Appalti

Caro-materiali, nuova tegola sulle compensazioni: bocciato anche il decreto Mims sul secondo semestre 2021

Il Tar Lazio ribadisce le obiezioni sui criteri di valutazione dei rincari dei materiali edili e chiede al ministero di rivalutare «la conguità dei dati rilevati»

di Mauro Salerno

Nuova tegola sul meccanismo delle compensazioni messo in piedi dal ministero delle Infrastrutture e della mobilità sostenibili (Mims) per tamponare il caro-materiali che da quasi due anni tiene stretto in una morsa il settore costruzioni. Dopo lo stop al decreto che metteva nero su bianco la valutazione di rincari avvenuti nel primo semestre del 2021, il Tar Lazio, ha bocciato anche il secondo decreto emesso dal ministero, il Dm 4 aprile 2022 (pubblicato sulla Gazzetta n.110 del 12 maggio 2022), con le rilevazioni dell'aumento dei prezzi dei materiali registrati nel secondo semestre dell'anno scorso.

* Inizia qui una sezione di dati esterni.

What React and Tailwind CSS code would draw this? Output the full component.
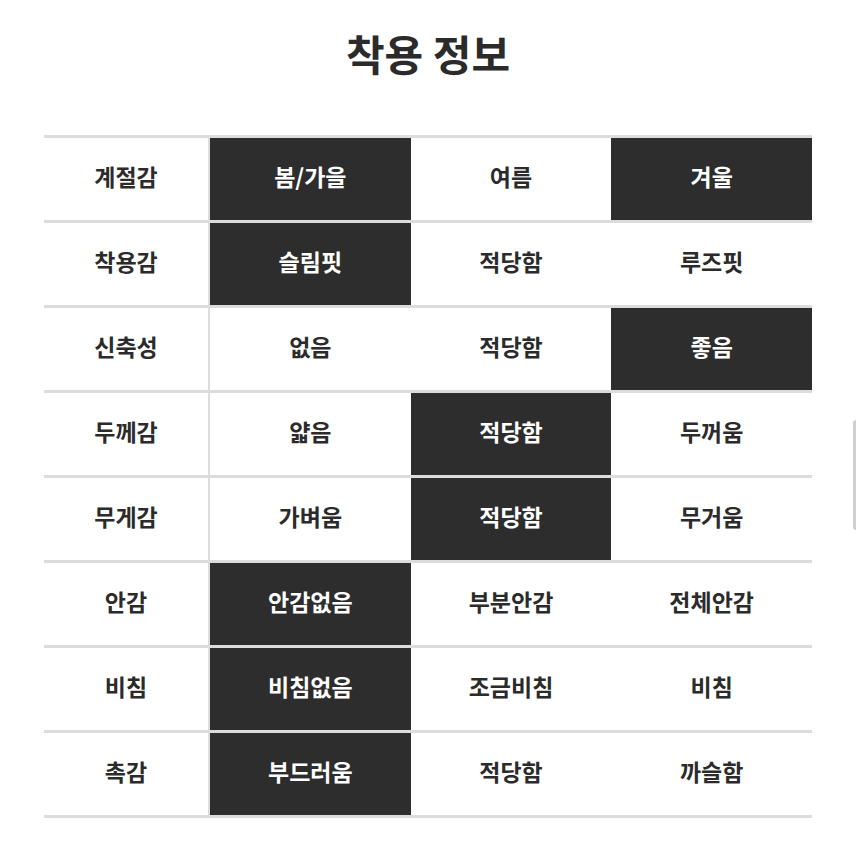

Se con il ricorso relativo al primo decreto l'Associazione costruttori aveva contestato le valutazioni effettuate su 15 dei 56 materiali inclusi nel paniere del ministero, questa volta a finire nel mirino sono 13 prodotti da costruzione (tra cui vari tipi di lamiere in acciaio, tubazioni in ferro, acciaio e Pvc, legname in abete e fibre in acciaio per il calcestruzzo rinforzato).

Nella sentenza (n. 8512/2022, depositata venerdì 16 settembre) il Tar, anche alla luce della sentenza con cui ha bocciato il primo decreto, ribadisce le perplessità sui metodi di rilevazione alla base della misurazione dei prezzi «non risultando esperita dall'amministrazione una adeguata istruttoria e valutazione critica dei dati trasmessi dagli enti rilevatori, soprattutto nella parte in cui gli stessi evidenziano risultati significativamente differenti tra di loro e notevoli scostamenti percentuali». In particolare, i giudici evidenziano che all'interno dei prezzi dei materiali esistono scostamenti che vanno «dal 20% a oltre il 40% - laddove le Linee guida per la rilevazione sui prezzi dei materiali da costruzione prescrivono la necessità di "evitare differenze anomale tra le varie fonti (e, all'interno di ciascuna fonte, tra i vari territori o tra materiali simili)"».

Un gap giudicato troppo alto e tale, agli occhi dei giudici, da suggerire l'accoglimento della sospensiva «a fini riesame». Con la sentenza il Tar ordina dunque alle Infrastrutture di rivalutare le proprie conclusioni «previa motivata relazione del Consiglio Superiore dei Lavori pubblici, in ordine alla congruità dei dati rilevati nonché alla coerenza dei risultati trasfusi nel decreto impugnato, con riferimento alle categorie di materiali oggetto delle
contestazioni», nel giro di trenta giorni dalla notifica della sentenza. Ora dunque la palla passa al ministero. La decisione finale arriverà a valle dell'udienza di merito messa in agenda per il 21 dicembre.